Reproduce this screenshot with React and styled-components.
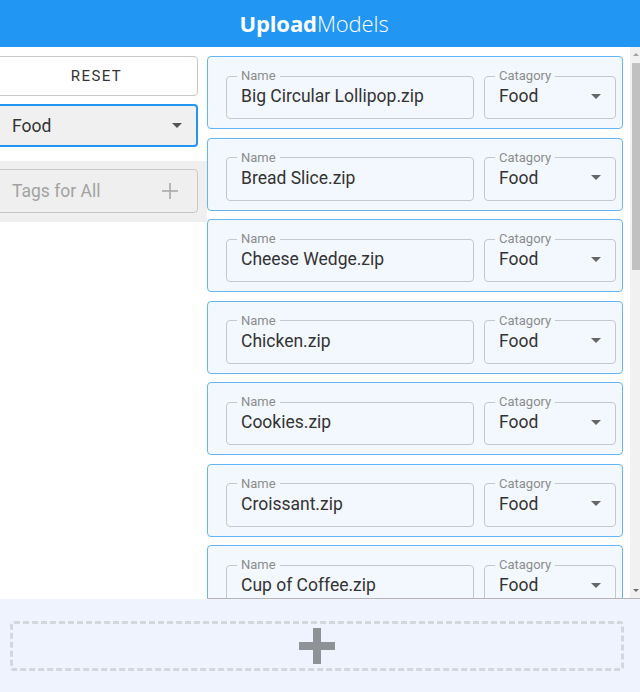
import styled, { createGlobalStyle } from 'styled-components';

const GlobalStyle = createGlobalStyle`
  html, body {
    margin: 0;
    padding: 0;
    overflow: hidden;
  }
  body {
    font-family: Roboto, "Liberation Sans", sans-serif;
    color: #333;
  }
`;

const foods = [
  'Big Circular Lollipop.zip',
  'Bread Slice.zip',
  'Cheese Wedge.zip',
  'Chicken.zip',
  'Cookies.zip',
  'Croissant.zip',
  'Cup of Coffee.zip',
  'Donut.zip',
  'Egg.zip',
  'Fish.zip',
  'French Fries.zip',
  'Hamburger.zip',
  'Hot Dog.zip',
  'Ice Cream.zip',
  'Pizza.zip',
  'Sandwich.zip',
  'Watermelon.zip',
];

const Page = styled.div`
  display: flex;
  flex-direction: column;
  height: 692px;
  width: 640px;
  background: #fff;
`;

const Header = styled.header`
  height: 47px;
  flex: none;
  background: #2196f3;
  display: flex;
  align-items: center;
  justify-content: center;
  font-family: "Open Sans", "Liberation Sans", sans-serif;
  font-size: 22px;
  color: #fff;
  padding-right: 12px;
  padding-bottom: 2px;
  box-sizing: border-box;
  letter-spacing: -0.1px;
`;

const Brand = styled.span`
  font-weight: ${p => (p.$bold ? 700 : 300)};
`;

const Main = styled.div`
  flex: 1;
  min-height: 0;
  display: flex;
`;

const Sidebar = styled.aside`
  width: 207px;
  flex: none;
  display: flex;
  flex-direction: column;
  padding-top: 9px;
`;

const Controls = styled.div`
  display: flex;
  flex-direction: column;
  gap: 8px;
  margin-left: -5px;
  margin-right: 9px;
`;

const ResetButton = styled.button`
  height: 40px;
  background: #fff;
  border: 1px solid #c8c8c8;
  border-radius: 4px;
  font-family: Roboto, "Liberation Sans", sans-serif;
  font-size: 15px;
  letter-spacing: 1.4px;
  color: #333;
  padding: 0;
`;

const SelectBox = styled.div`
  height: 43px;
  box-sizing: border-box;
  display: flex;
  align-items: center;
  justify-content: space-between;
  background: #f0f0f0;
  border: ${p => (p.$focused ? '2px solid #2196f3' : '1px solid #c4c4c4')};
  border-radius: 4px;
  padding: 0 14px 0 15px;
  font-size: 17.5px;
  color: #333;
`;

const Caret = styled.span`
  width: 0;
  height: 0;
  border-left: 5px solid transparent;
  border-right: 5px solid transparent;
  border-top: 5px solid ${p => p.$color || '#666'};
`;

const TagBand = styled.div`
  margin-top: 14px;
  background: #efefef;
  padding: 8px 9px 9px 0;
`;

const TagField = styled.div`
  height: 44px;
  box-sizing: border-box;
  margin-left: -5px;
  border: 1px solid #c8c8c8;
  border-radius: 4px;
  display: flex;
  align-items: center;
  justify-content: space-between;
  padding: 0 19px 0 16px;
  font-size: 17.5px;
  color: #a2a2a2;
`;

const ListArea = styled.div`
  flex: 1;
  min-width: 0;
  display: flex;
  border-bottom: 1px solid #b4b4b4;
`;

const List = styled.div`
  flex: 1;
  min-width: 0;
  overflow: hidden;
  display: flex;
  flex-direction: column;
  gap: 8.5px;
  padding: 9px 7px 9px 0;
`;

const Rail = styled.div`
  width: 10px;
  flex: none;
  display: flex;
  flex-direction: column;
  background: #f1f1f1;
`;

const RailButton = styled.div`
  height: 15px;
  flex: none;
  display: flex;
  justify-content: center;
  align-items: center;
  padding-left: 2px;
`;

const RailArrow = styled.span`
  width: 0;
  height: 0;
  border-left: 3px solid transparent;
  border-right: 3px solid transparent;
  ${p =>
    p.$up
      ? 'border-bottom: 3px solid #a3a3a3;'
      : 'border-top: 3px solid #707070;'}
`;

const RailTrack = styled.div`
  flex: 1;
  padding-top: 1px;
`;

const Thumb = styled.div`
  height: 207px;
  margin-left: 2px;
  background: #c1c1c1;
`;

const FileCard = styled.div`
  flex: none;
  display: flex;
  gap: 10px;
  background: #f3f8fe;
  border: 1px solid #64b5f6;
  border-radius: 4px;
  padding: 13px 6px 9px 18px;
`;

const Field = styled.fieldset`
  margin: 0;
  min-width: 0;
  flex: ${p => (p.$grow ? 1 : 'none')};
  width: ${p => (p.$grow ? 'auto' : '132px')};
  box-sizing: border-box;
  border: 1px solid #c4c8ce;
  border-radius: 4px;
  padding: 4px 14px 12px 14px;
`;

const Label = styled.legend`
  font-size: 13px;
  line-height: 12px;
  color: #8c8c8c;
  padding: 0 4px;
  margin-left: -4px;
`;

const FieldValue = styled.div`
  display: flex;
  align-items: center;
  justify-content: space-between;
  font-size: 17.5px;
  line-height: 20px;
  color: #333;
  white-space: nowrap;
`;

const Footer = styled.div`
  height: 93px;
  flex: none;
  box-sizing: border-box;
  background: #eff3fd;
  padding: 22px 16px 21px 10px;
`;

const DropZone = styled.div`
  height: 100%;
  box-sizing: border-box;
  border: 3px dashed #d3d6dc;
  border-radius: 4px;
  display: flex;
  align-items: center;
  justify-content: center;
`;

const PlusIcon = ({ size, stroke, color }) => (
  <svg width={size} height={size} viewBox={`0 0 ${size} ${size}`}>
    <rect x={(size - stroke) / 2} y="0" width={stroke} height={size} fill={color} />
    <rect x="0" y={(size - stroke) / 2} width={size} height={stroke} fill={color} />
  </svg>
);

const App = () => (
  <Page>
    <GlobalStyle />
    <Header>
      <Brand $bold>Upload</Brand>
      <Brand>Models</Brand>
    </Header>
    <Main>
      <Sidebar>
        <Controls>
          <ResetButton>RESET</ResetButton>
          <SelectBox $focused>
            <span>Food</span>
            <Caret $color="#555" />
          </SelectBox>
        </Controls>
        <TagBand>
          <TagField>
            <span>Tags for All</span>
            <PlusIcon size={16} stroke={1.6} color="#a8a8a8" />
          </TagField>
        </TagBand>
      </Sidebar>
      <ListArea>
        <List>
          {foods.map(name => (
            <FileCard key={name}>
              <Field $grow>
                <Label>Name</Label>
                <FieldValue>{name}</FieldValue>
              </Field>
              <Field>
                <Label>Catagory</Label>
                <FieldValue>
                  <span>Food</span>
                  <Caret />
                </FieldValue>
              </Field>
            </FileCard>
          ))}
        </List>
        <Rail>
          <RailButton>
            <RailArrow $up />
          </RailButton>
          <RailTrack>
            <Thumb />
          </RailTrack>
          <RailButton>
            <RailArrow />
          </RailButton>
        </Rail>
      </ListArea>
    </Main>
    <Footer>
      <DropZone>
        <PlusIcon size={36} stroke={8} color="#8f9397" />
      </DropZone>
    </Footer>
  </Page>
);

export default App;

Do this: Quote the listing above in full, except for the pictures.

Solution to this task:
Reproduce this screenshot with React and styled-components.
import styled, { createGlobalStyle } from 'styled-components';

const GlobalStyle = createGlobalStyle`
  html, body {
    margin: 0;
    padding: 0;
    overflow: hidden;
  }
  body {
    font-family: Roboto, "Liberation Sans", sans-serif;
    color: #333;
  }
`;

const foods = [
  'Big Circular Lollipop.zip',
  'Bread Slice.zip',
  'Cheese Wedge.zip',
  'Chicken.zip',
  'Cookies.zip',
  'Croissant.zip',
  'Cup of Coffee.zip',
  'Donut.zip',
  'Egg.zip',
  'Fish.zip',
  'French Fries.zip',
  'Hamburger.zip',
  'Hot Dog.zip',
  'Ice Cream.zip',
  'Pizza.zip',
  'Sandwich.zip',
  'Watermelon.zip',
];

const Page = styled.div`
  display: flex;
  flex-direction: column;
  height: 692px;
  width: 640px;
  background: #fff;
`;

const Header = styled.header`
  height: 47px;
  flex: none;
  background: #2196f3;
  display: flex;
  align-items: center;
  justify-content: center;
  font-family: "Open Sans", "Liberation Sans", sans-serif;
  font-size: 22px;
  color: #fff;
  padding-right: 12px;
  padding-bottom: 2px;
  box-sizing: border-box;
  letter-spacing: -0.1px;
`;

const Brand = styled.span`
  font-weight: ${p => (p.$bold ? 700 : 300)};
`;

const Main = styled.div`
  flex: 1;
  min-height: 0;
  display: flex;
`;

const Sidebar = styled.aside`
  width: 207px;
  flex: none;
  display: flex;
  flex-direction: column;
  padding-top: 9px;
`;

const Controls = styled.div`
  display: flex;
  flex-direction: column;
  gap: 8px;
  margin-left: -5px;
  margin-right: 9px;
`;

const ResetButton = styled.button`
  height: 40px;
  background: #fff;
  border: 1px solid #c8c8c8;
  border-radius: 4px;
  font-family: Roboto, "Liberation Sans", sans-serif;
  font-size: 15px;
  letter-spacing: 1.4px;
  color: #333;
  padding: 0;
`;

const SelectBox = styled.div`
  height: 43px;
  box-sizing: border-box;
  display: flex;
  align-items: center;
  justify-content: space-between;
  background: #f0f0f0;
  border: ${p => (p.$focused ? '2px solid #2196f3' : '1px solid #c4c4c4')};
  border-radius: 4px;
  padding: 0 14px 0 15px;
  font-size: 17.5px;
  color: #333;
`;

const Caret = styled.span`
  width: 0;
  height: 0;
  border-left: 5px solid transparent;
  border-right: 5px solid transparent;
  border-top: 5px solid ${p => p.$color || '#666'};
`;

const TagBand = styled.div`
  margin-top: 14px;
  background: #efefef;
  padding: 8px 9px 9px 0;
`;

const TagField = styled.div`
  height: 44px;
  box-sizing: border-box;
  margin-left: -5px;
  border: 1px solid #c8c8c8;
  border-radius: 4px;
  display: flex;
  align-items: center;
  justify-content: space-between;
  padding: 0 19px 0 16px;
  font-size: 17.5px;
  color: #a2a2a2;
`;

const ListArea = styled.div`
  flex: 1;
  min-width: 0;
  display: flex;
  border-bottom: 1px solid #b4b4b4;
`;

const List = styled.div`
  flex: 1;
  min-width: 0;
  overflow: hidden;
  display: flex;
  flex-direction: column;
  gap: 8.5px;
  padding: 9px 7px 9px 0;
`;

const Rail = styled.div`
  width: 10px;
  flex: none;
  display: flex;
  flex-direction: column;
  background: #f1f1f1;
`;

const RailButton = styled.div`
  height: 15px;
  flex: none;
  display: flex;
  justify-content: center;
  align-items: center;
  padding-left: 2px;
`;

const RailArrow = styled.span`
  width: 0;
  height: 0;
  border-left: 3px solid transparent;
  border-right: 3px solid transparent;
  ${p =>
    p.$up
      ? 'border-bottom: 3px solid #a3a3a3;'
      : 'border-top: 3px solid #707070;'}
`;

const RailTrack = styled.div`
  flex: 1;
  padding-top: 1px;
`;

const Thumb = styled.div`
  height: 207px;
  margin-left: 2px;
  background: #c1c1c1;
`;

const FileCard = styled.div`
  flex: none;
  display: flex;
  gap: 10px;
  background: #f3f8fe;
  border: 1px solid #64b5f6;
  border-radius: 4px;
  padding: 13px 6px 9px 18px;
`;

const Field = styled.fieldset`
  margin: 0;
  min-width: 0;
  flex: ${p => (p.$grow ? 1 : 'none')};
  width: ${p => (p.$grow ? 'auto' : '132px')};
  box-sizing: border-box;
  border: 1px solid #c4c8ce;
  border-radius: 4px;
  padding: 4px 14px 12px 14px;
`;

const Label = styled.legend`
  font-size: 13px;
  line-height: 12px;
  color: #8c8c8c;
  padding: 0 4px;
  margin-left: -4px;
`;

const FieldValue = styled.div`
  display: flex;
  align-items: center;
  justify-content: space-between;
  font-size: 17.5px;
  line-height: 20px;
  color: #333;
  white-space: nowrap;
`;

const Footer = styled.div`
  height: 93px;
  flex: none;
  box-sizing: border-box;
  background: #eff3fd;
  padding: 22px 16px 21px 10px;
`;

const DropZone = styled.div`
  height: 100%;
  box-sizing: border-box;
  border: 3px dashed #d3d6dc;
  border-radius: 4px;
  display: flex;
  align-items: center;
  justify-content: center;
`;

const PlusIcon = ({ size, stroke, color }) => (
  <svg width={size} height={size} viewBox={`0 0 ${size} ${size}`}>
    <rect x={(size - stroke) / 2} y="0" width={stroke} height={size} fill={color} />
    <rect x="0" y={(size - stroke) / 2} width={size} height={stroke} fill={color} />
  </svg>
);

const App = () => (
  <Page>
    <GlobalStyle />
    <Header>
      <Brand $bold>Upload</Brand>
      <Brand>Models</Brand>
    </Header>
    <Main>
      <Sidebar>
        <Controls>
          <ResetButton>RESET</ResetButton>
          <SelectBox $focused>
            <span>Food</span>
            <Caret $color="#555" />
          </SelectBox>
        </Controls>
        <TagBand>
          <TagField>
            <span>Tags for All</span>
            <PlusIcon size={16} stroke={1.6} color="#a8a8a8" />
          </TagField>
        </TagBand>
      </Sidebar>
      <ListArea>
        <List>
          {foods.map(name => (
            <FileCard key={name}>
              <Field $grow>
                <Label>Name</Label>
                <FieldValue>{name}</FieldValue>
              </Field>
              <Field>
                <Label>Catagory</Label>
                <FieldValue>
                  <span>Food</span>
                  <Caret />
                </FieldValue>
              </Field>
            </FileCard>
          ))}
        </List>
        <Rail>
          <RailButton>
            <RailArrow $up />
          </RailButton>
          <RailTrack>
            <Thumb />
          </RailTrack>
          <RailButton>
            <RailArrow />
          </RailButton>
        </Rail>
      </ListArea>
    </Main>
    <Footer>
      <DropZone>
        <PlusIcon size={36} stroke={8} color="#8f9397" />
      </DropZone>
    </Footer>
  </Page>
);

export default App;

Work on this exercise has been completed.